== What is asked ==
Write out the data below in full, unchanged, minus the images.

* START *

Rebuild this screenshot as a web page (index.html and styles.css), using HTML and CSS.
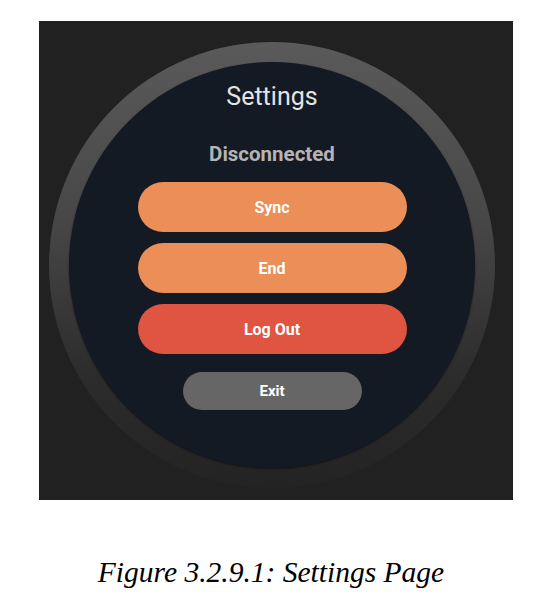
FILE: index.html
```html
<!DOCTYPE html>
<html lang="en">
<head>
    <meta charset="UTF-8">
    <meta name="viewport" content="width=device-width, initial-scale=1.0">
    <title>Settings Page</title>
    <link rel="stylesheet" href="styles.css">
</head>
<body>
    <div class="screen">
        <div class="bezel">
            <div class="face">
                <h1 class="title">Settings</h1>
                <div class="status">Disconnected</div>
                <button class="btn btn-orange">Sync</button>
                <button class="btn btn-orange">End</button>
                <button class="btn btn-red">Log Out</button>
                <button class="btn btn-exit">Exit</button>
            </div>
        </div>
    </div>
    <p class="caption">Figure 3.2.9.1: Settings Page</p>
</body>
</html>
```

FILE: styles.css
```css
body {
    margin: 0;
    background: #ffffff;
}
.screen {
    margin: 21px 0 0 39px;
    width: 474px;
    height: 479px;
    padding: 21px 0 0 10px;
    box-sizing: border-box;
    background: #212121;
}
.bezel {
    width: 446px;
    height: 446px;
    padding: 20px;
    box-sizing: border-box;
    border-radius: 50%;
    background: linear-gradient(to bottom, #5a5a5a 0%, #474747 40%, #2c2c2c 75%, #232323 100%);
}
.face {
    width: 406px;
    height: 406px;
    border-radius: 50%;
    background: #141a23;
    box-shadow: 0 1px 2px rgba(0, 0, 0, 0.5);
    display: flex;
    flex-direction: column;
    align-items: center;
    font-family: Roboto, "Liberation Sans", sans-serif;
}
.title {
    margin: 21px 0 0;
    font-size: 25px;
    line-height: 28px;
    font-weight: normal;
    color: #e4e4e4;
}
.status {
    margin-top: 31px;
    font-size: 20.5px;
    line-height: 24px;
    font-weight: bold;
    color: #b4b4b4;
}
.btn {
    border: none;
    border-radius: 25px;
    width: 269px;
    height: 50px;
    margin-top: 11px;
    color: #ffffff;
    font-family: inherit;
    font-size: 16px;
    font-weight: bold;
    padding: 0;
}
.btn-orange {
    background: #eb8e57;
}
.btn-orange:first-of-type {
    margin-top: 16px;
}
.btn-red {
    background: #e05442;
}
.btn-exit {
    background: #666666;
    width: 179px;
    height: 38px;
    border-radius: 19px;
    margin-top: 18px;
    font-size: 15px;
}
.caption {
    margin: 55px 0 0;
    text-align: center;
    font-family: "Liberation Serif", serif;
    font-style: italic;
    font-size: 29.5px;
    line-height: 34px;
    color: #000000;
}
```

* END *

== Final answer ==
Rebuild this screenshot as a web page (index.html and styles.css), using HTML and CSS.
FILE: index.html
```html
<!DOCTYPE html>
<html lang="en">
<head>
    <meta charset="UTF-8">
    <meta name="viewport" content="width=device-width, initial-scale=1.0">
    <title>Settings Page</title>
    <link rel="stylesheet" href="styles.css">
</head>
<body>
    <div class="screen">
        <div class="bezel">
            <div class="face">
                <h1 class="title">Settings</h1>
                <div class="status">Disconnected</div>
                <button class="btn btn-orange">Sync</button>
                <button class="btn btn-orange">End</button>
                <button class="btn btn-red">Log Out</button>
                <button class="btn btn-exit">Exit</button>
            </div>
        </div>
    </div>
    <p class="caption">Figure 3.2.9.1: Settings Page</p>
</body>
</html>
```

FILE: styles.css
```css
body {
    margin: 0;
    background: #ffffff;
}
.screen {
    margin: 21px 0 0 39px;
    width: 474px;
    height: 479px;
    padding: 21px 0 0 10px;
    box-sizing: border-box;
    background: #212121;
}
.bezel {
    width: 446px;
    height: 446px;
    padding: 20px;
    box-sizing: border-box;
    border-radius: 50%;
    background: linear-gradient(to bottom, #5a5a5a 0%, #474747 40%, #2c2c2c 75%, #232323 100%);
}
.face {
    width: 406px;
    height: 406px;
    border-radius: 50%;
    background: #141a23;
    box-shadow: 0 1px 2px rgba(0, 0, 0, 0.5);
    display: flex;
    flex-direction: column;
    align-items: center;
    font-family: Roboto, "Liberation Sans", sans-serif;
}
.title {
    margin: 21px 0 0;
    font-size: 25px;
    line-height: 28px;
    font-weight: normal;
    color: #e4e4e4;
}
.status {
    margin-top: 31px;
    font-size: 20.5px;
    line-height: 24px;
    font-weight: bold;
    color: #b4b4b4;
}
.btn {
    border: none;
    border-radius: 25px;
    width: 269px;
    height: 50px;
    margin-top: 11px;
    color: #ffffff;
    font-family: inherit;
    font-size: 16px;
    font-weight: bold;
    padding: 0;
}
.btn-orange {
    background: #eb8e57;
}
.btn-orange:first-of-type {
    margin-top: 16px;
}
.btn-red {
    background: #e05442;
}
.btn-exit {
    background: #666666;
    width: 179px;
    height: 38px;
    border-radius: 19px;
    margin-top: 18px;
    font-size: 15px;
}
.caption {
    margin: 55px 0 0;
    text-align: center;
    font-family: "Liberation Serif", serif;
    font-style: italic;
    font-size: 29.5px;
    line-height: 34px;
    color: #000000;
}
```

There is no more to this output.